La journaliste a "identifié trois valeurs", "des constantes" depuis le Moyen Âge : le care, tel qu'il a été théorisé par Carol Gilligan, auteure de "Une voix différente" (1982). Il s'agit de "prêter attention à l'autre, de se soucier de l'autre et d'accorder aux plus faibles, aux minorités, une voix au chapitre". Le care, c'est aussi l'idée que les émotions sont aussi une source de compréhension du monde et pas seulement la rationalité.
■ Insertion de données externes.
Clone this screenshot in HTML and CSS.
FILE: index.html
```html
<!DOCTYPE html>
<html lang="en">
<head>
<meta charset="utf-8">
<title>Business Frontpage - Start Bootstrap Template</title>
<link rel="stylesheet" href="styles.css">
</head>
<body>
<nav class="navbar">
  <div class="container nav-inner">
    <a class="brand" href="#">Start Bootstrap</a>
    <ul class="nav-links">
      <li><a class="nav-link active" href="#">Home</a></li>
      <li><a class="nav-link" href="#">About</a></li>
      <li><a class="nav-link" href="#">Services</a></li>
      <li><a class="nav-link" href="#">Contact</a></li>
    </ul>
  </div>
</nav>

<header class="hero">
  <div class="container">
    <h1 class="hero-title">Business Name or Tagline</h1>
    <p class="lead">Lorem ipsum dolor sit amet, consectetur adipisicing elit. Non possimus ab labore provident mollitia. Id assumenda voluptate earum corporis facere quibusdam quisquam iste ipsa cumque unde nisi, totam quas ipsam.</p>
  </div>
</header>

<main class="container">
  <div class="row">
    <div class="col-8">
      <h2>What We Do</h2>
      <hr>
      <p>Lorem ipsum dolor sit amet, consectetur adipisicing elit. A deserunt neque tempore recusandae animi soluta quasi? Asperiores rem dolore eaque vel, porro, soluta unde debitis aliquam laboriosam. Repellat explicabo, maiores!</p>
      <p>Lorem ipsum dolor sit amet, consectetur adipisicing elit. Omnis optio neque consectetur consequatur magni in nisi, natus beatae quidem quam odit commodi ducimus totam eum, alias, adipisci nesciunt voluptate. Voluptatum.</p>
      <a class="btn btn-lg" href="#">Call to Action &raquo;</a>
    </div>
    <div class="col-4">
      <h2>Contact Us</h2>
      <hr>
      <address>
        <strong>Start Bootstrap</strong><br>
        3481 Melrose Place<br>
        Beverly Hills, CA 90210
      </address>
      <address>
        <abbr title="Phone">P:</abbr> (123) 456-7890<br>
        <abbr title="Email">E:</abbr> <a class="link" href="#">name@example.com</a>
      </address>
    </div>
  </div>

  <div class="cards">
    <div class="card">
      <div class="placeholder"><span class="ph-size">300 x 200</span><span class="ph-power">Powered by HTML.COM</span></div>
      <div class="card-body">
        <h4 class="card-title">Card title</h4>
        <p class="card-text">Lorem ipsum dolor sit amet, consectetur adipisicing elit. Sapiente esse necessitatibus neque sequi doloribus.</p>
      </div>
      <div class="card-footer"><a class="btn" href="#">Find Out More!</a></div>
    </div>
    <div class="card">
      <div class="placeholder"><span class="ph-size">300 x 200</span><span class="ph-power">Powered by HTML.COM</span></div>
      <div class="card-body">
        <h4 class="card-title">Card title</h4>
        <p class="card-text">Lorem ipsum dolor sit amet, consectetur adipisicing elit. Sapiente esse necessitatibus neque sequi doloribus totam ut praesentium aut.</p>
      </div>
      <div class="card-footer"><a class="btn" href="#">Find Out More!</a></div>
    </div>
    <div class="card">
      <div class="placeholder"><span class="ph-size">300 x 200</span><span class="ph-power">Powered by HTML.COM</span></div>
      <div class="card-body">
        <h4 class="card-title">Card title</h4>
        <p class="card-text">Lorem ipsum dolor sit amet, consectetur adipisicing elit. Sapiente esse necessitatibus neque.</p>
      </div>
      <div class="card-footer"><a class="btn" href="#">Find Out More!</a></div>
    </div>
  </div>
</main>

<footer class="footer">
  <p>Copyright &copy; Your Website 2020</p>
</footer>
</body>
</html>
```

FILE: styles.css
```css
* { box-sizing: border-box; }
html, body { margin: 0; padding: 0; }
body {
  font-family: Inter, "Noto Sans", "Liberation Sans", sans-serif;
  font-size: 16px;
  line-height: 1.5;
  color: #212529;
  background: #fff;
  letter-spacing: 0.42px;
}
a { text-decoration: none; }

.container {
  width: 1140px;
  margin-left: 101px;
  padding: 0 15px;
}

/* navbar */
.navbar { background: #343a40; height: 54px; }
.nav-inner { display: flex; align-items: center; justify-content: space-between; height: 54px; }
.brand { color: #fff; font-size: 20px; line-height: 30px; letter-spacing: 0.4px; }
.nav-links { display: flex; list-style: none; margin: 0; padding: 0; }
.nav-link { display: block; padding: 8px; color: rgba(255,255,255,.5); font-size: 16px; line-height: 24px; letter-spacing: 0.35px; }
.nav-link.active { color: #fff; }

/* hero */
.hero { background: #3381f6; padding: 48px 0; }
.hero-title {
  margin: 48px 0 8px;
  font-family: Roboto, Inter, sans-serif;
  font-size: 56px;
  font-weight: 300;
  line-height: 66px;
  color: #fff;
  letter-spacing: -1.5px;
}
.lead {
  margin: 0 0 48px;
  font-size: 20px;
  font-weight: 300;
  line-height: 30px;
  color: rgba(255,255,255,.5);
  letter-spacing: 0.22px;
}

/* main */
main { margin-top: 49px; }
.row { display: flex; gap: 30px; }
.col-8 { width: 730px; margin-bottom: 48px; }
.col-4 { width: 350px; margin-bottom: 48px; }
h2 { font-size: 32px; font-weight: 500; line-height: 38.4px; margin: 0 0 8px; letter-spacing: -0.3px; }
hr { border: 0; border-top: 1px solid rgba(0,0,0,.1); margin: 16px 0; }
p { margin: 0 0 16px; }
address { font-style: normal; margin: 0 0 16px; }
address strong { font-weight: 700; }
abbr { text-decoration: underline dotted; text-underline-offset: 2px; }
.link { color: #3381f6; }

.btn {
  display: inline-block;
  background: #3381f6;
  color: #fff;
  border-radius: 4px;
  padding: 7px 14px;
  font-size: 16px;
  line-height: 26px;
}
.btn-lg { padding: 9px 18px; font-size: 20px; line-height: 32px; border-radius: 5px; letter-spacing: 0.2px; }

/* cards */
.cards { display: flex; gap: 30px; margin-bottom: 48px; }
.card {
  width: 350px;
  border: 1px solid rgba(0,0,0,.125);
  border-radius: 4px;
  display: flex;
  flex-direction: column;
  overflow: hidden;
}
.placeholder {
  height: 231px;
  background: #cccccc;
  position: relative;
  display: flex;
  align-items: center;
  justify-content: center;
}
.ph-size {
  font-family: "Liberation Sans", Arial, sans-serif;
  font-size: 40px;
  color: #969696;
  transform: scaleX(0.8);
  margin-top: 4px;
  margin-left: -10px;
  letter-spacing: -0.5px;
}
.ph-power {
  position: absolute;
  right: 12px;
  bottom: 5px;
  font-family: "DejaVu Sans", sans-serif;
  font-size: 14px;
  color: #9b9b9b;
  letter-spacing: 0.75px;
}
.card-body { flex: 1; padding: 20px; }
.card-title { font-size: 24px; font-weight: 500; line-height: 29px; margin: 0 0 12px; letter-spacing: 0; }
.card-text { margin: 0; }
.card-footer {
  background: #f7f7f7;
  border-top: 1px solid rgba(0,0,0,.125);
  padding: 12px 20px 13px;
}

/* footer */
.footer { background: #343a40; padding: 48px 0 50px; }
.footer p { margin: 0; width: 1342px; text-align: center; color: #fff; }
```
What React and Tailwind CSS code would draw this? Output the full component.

Autre valeur clé, l'interdépendance : "Nous sommes parmi les animaux, nous sommes en lien avec toutes ces espèces, pas seulement au-dessus mais avec, pour, et dans ce monde vivant, ce qui incombe des droits et des devoirs." Et enfin, la "conscience du temps long" est une valeur forte chez les femmes, qui sont "en liaison avec la vie et la mort". Bien souvent en effet ce sont des femmes qui accompagnent la fin de la vie. "Ces trois valeurs, de care, de temps long et d'interdépendance, nous permettent d'ériger la vulnérablité en politique, en citoyenneté, en combat, en force."